Monday, February 23, 2009

The Standard Canard

Sully vs. Teh Entitlements

Now we see the real struggle for the soul of this administration. Obama wants to tackle the insolvency of the big three entitlement programs: Medicare, Medicaid and Social Security. These three programs, especially Medicare, will destroy the fiscal future, unless we pare them back now. Left untouched, they will also make it much likelier in the near future that global financial markets may finally snap and stop sending money to a country that looks more and more like those subprime mortgage-owners than a serious polity. And so we have a tough-on-spending budget and a desire to convene the long-anticipated, endlessly delayed fiscal sanity summit to make the deal we all know needs to be made. The GOP will have to accept some tax hikes and the Dems will have to accept some entitlement cuts.

We're told, over and over, that there is some looming crises in Social Security and Medi-Care/Medi-Caid. Is it true? Well, there might be a problem in about 40 years.

Of course, it wouldn't be an Andrew Sullivan post if it did not make the assumption that the answer to every problem lies in mid-point of two "extremes";

The right therefore has an opening to appeal, for a change, to the sensible center.

So we get a two-for from Sullivan today. A perpetuation of the Entitlement myth, along with the conventional wisdom that there is no real different between Conservative and Progressive policy positions. They are both wrong, and the answer is always the "middle" choice.

Krugman explains it in simple terms.

We have an aging population, which will tend to increase the share of GDP spent on these programs. Looking ahead to circa 2050, we’ll go from about 3 workers per retiree to 2. This would, other things equal, raise spending on the programs by about 4 percentage points of GDP. (Not 4.5, because only part of Medicaid is age-related). That is, we’d spend 6.75 percent of GDP on retirement, 6.25 percent on health care.

Now, 4 percent of GDP is a lot, but not catastrophic: remember, the share of GDP spent by the government currently is 10 percentage points or more higher in a number of wealthy countries than it is here.

What makes the projections you actually see so scary is the assumption that “excess cost growth” in health care will continue — that is, health spending per person will continue to rise at close to 2 percent faster than GDP per capita. This means, circa 2050, that health care costs will be roughly double what pure demography would predict, adding another 6 plus percentage points to the entitlements projection. Looking beyond that, demography adds very little — it’s all health care.
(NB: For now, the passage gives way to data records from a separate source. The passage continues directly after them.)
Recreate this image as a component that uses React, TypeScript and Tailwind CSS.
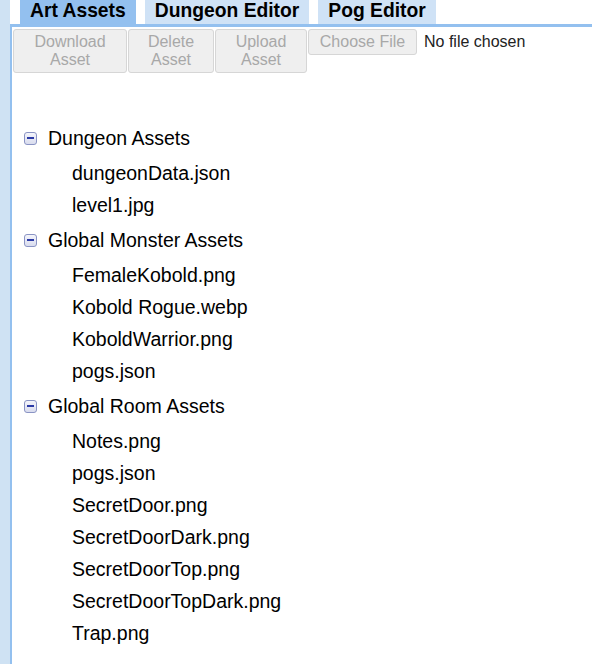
import React from "react";

const groups = [
  { name: "Dungeon Assets", items: ["dungeonData.json", "level1.jpg"] },
  {
    name: "Global Monster Assets",
    items: ["FemaleKobold.png", "Kobold Rogue.webp", "KoboldWarrior.png", "pogs.json"],
  },
  {
    name: "Global Room Assets",
    items: [
      "Notes.png",
      "pogs.json",
      "SecretDoor.png",
      "SecretDoorDark.png",
      "SecretDoorTop.png",
      "SecretDoorTopDark.png",
      "Trap.png",
    ],
  },
];

function MinusIcon() {
  return (
    <span className="flex h-[13px] w-[13px] items-center justify-center rounded-[3px] border border-[#8a94c4] bg-gradient-to-b from-[#f4f5fb] to-[#d9dcee]">
      <span className="h-[2px] w-[7px] bg-[#2b3aa6]" />
    </span>
  );
}

function Btn({ w, children }: { w: string; children: React.ReactNode }) {
  return (
    <button
      disabled
      className={`${w} rounded-[3px] border border-[#d6d6d6] bg-[#efefef] text-[16px] leading-[18px] text-[#a8a8a8]`}
    >
      {children}
    </button>
  );
}

export default function App() {
  return (
    <div className="flex min-h-[664px] bg-white font-['Liberation_Sans',Arial,sans-serif] text-black">
      <div className="w-[10px] shrink-0 bg-[#cfe2f3]" />
      <div className="flex flex-1 flex-col">
        <div className="flex h-[24px] gap-[9px] pl-[10px]">
          <div className="h-[24px] bg-[#93c0ef] px-[10px] text-[19.3px] font-bold leading-[21px]">Art Assets</div>
          <div className="h-[24px] bg-[#cfe2f6] px-[10px] text-[19.3px] font-bold leading-[21px]">Dungeon Editor</div>
          <div className="h-[24px] bg-[#cfe2f6] px-[10px] text-[19.3px] font-bold leading-[21px]">Pog Editor</div>
        </div>
        <div className="h-[3px] bg-[#93c0ef]" />
        <div className="flex-1 border-l-2 border-[#93c0ef] pl-[1px] pt-[2px]">
          <div className="flex items-start gap-[1px]">
            <Btn w="w-[114px] h-[44px]">
              Download
              <br />
              Asset
            </Btn>
            <Btn w="w-[86px] h-[44px]">
              Delete
              <br />
              Asset
            </Btn>
            <Btn w="w-[92px] h-[44px]">
              Upload
              <br />
              Asset
            </Btn>
            <div className="flex items-center">
              <Btn w="w-[109px] h-[26px]">Choose File</Btn>
              <span className="ml-[7px] text-[16px] leading-[26px] text-[#222]">No file chosen</span>
            </div>
          </div>
          <div className="mt-[46px] text-[19.5px]">
            {groups.map((g) => (
              <div key={g.name}>
                <div className="flex h-[38px] items-center pl-[11px]">
                  <MinusIcon />
                  <span className="ml-[11px] leading-[22px]">{g.name}</span>
                </div>
                {g.items.map((it, i) => (
                  <div key={i} className="flex h-[32px] items-center pl-[59px] leading-[22px]">
                    {it}
                  </div>
                ))}
              </div>
            ))}
          </div>
        </div>
      </div>
    </div>
  );
}
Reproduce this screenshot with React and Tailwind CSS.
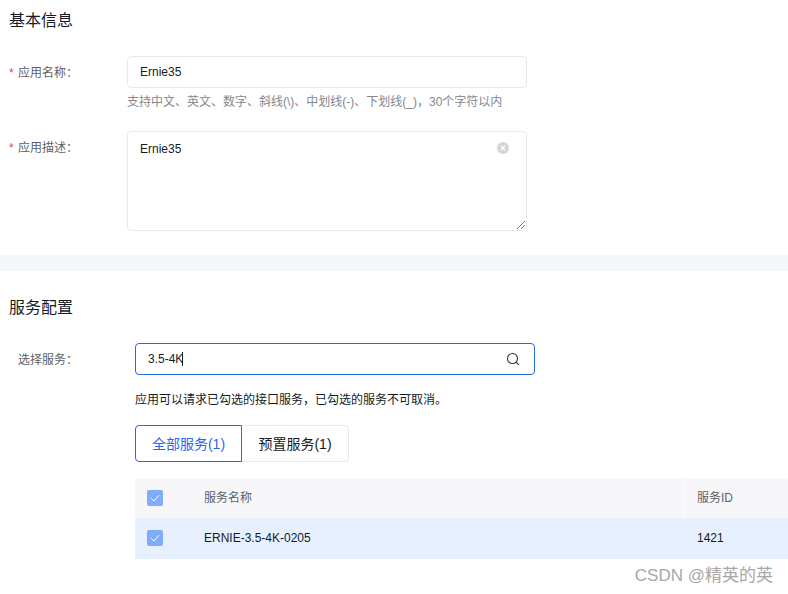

Why are health care costs skyrocketing? Profit margins for the insurance companies.

If we really want to "fix" Social Security, all we need to do is expand Medi-Care over the next 40 years as a single payer health insurance. Even if that doesn't fix the issue entirely, rescinding the payroll tax cap and making it more progressive will generate enough revenue to continue the benefits at the same level as they are today.

What I don't understand is why some people seem hell bent on eliminating very popular social programs? It doesn't make any sense.